Through the news, I’ve recently become aware of an interesting large language model (LLM) model architecture, Mixture of Experts (MoE), a concept which was actually established in a 1991 paper but has only recently come to prominence.
In MoE, each separate model is specialised, or expert, in one or more domains, subject to their training. During inference, depending on the nature of the particular prompt and the suitability of the particular model(s), only a subset of the overall models are called-upon. This reportedly improves computational efficiency and scalability.
MoE has advanced significantly from 2010 onwards, including scaling the concept up to a 100B+ parameter LSTM applied to natural language processing tasks in 2017. Historically, there have been a number of hurdles to overcome in order to realise MoE’s full potential. For instance, due to the branching nature of MoE, such models have not been particularly suited to computation on graphical processing units (GPUs). However, due to innovations around how training and inference occurs in relation to MoE models, they’re becoming more and more popular.

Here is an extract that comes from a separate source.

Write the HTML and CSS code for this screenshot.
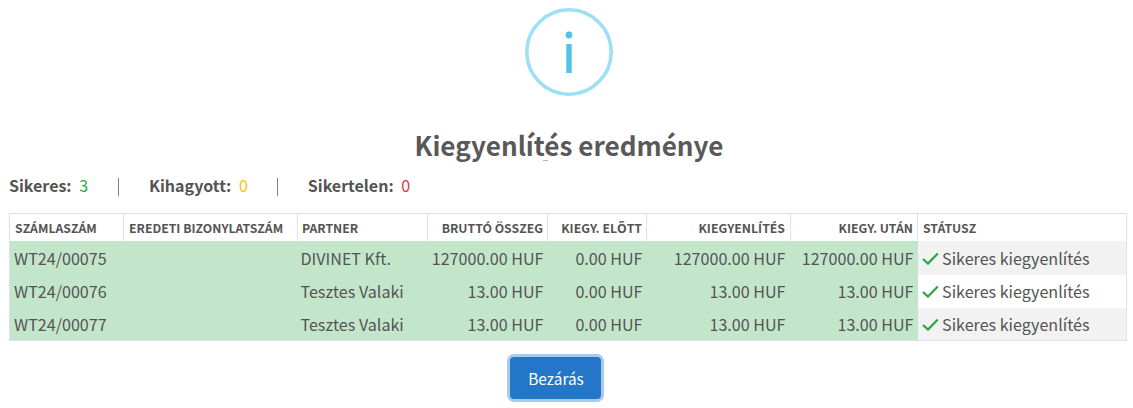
FILE: index.html
```html
<!DOCTYPE html>
<html lang="hu">
<head>
<meta charset="utf-8">
<title>Kiegyenlítés eredménye</title>
<link rel="stylesheet" href="styles.css">
</head>
<body>
<div class="modal">
  <div class="icon-wrap">
    <svg class="info-icon" width="88" height="88" viewBox="0 0 88 88" aria-hidden="true">
      <circle class="ring" cx="44" cy="44" r="42.2"/>
      <circle class="dot" cx="44" cy="27" r="3.4"/>
      <rect class="bar" x="41.3" y="36" width="5.4" height="29"/>
    </svg>
  </div>
  <div class="title-wrap">
    <h2 class="title">Kiegyenlítés eredménye</h2>
    <span class="speck"></span>
  </div>
  <div class="summary">
    <span class="stat"><b>Sikeres:</b> <span class="ok">3</span></span>
    <span class="sep"></span>
    <span class="stat"><b>Kihagyott:</b> <span class="warn">0</span></span>
    <span class="sep tight"></span>
    <span class="stat"><b>Sikertelen:</b> <span class="err">0</span></span>
  </div>
  <table class="results">
    <colgroup>
      <col class="c1"><col class="c2"><col class="c3"><col class="c4"><col class="c5"><col class="c6"><col class="c7"><col class="c8">
    </colgroup>
    <thead>
      <tr>
        <th>SZÁMLASZÁM</th><th>EREDETI BIZONYLATSZÁM</th><th class="tight-left">PARTNER</th>
        <th class="num">BRUTTÓ ÖSSZEG</th><th class="num">KIEGY. ELŐTT</th><th class="num wide-right">KIEGYENLÍTÉS</th><th class="num">KIEGY. UTÁN</th><th>STÁTUSZ</th>
      </tr>
    </thead>
    <tbody>
      <tr class="r1">
        <td>WT24/00075</td><td></td><td class="tight-left">DIVINET Kft.</td>
        <td class="num">127000.00 HUF</td><td class="num">0.00 HUF</td><td class="num wide-right">127000.00 HUF</td><td class="num">127000.00 HUF</td>
        <td class="status"><svg class="check" width="17" height="13" viewBox="0 0 17 13"><path d="M1 7 L6 11.6 L15.8 1.4"/></svg> Sikeres kiegyenlítés</td>
      </tr>
      <tr class="r2">
        <td>WT24/00076</td><td></td><td class="tight-left">Tesztes Valaki</td>
        <td class="num">13.00 HUF</td><td class="num">0.00 HUF</td><td class="num wide-right">13.00 HUF</td><td class="num">13.00 HUF</td>
        <td class="status"><svg class="check" width="17" height="13" viewBox="0 0 17 13"><path d="M1 7 L6 11.6 L15.8 1.4"/></svg> Sikeres kiegyenlítés</td>
      </tr>
      <tr class="r3">
        <td>WT24/00077</td><td></td><td class="tight-left">Tesztes Valaki</td>
        <td class="num">13.00 HUF</td><td class="num">0.00 HUF</td><td class="num wide-right">13.00 HUF</td><td class="num">13.00 HUF</td>
        <td class="status"><svg class="check" width="17" height="13" viewBox="0 0 17 13"><path d="M1 7 L6 11.6 L15.8 1.4"/></svg> Sikeres kiegyenlítés</td>
      </tr>
    </tbody>
  </table>
  <div class="actions"><button class="close" type="button">Bezárás</button></div>
</div>
</body>
</html>
```
FILE: styles.css
```css
* { box-sizing: border-box; }
html, body { margin: 0; padding: 0; background: #fff; overflow: hidden; }
body { font-family: "Noto Sans CJK SC", "Noto Sans", sans-serif; color: #545454; }
.modal { width: 1133px; height: 408px; padding: 8px 7px 0 9px; }
.icon-wrap { display: flex; justify-content: center; padding-left: 3px; height: 88px; }
.info-icon { display: block; }
.ring { fill: none; stroke: #9de0f6; stroke-width: 3.6px; }
.dot { fill: #4fc3ea; }
.bar { fill: #4fc3ea; }
.title-wrap { position: relative; height: 72px; padding-top: 33px; padding-left: 3px; }
.title { margin: 0; text-align: center; font-size: 26.1px; line-height: 32px; font-weight: 700; color: #595959; }
.speck { position: absolute; left: 534px; top: 64px; width: 5px; height: 1px; background: #b5b5b5; }
.summary { display: flex; align-items: center; height: 18px; margin-top: 8px; font-size: 16px; line-height: 18px; }
.stat b { font-weight: 700; margin-right: 4px; }
.sep { width: 1px; height: 18px; margin: 3px 30px 0 30px; background: #808080; }
.sep.tight { margin-left: 29px; }
.ok { color: #28a745; }
.warn { color: #ffc107; }
.err { color: #dc3545; }
.results { margin-top: 19px; width: 1117px; table-layout: fixed; border-collapse: collapse; border: 1px solid #dee2e6; }
.c1 { width: 114px; } .c2 { width: 174px; } .c3 { width: 130px; } .c4 { width: 120px; }
.c5 { width: 99px; } .c6 { width: 144px; } .c7 { width: 127px; } .c8 { width: 209px; }
th { height: 27px; padding: 1px 4px 0 5px; font-size: 12.25px; line-height: 16px; font-weight: 700; text-align: left; white-space: nowrap; border: 1px solid #dee2e6; border-bottom-width: 0; background: #fff; color: #545454; }
td { padding: 0 4px; font-size: 16.1px; line-height: 20px; white-space: nowrap; background: #c3e6cb; border: 0; }
.r1 td { height: 34px; }
.r2 td, .r3 td { height: 33px; }
.num { text-align: right; }
th.tight-left { padding-left: 4px; }
td.tight-left { padding-left: 3px; }
.wide-right { padding-right: 5px; }
td.status { background: #fff; }
.r1 td.status, .r3 td.status { background: #f2f2f2; }
.check { display: inline-block; vertical-align: 0; fill: none; stroke: #28a745; stroke-width: 2.2px; }
.actions { display: flex; justify-content: center; padding-top: 13px; padding-right: 24px; }
.close { width: 97px; height: 48px; border: 3px solid #a9cbea; border-radius: 7px; background: #2476c8; color: #fff; padding: 0 0 0 1px; font: 400 15.4px/20px "Noto Sans CJK SC", sans-serif; }
```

Such innovations that result in improvements in computational efficiency due to their specific training/inference implementation are often found to be technical before the European Patent Office (EPO) regardless of their application to any particular field of technology. Advantageously, a patent application directed to an AI system’s specific technical implementation may provide relatively broad protection, including in the field of natural language processing which the EPO generally considers less patentable than say image processing.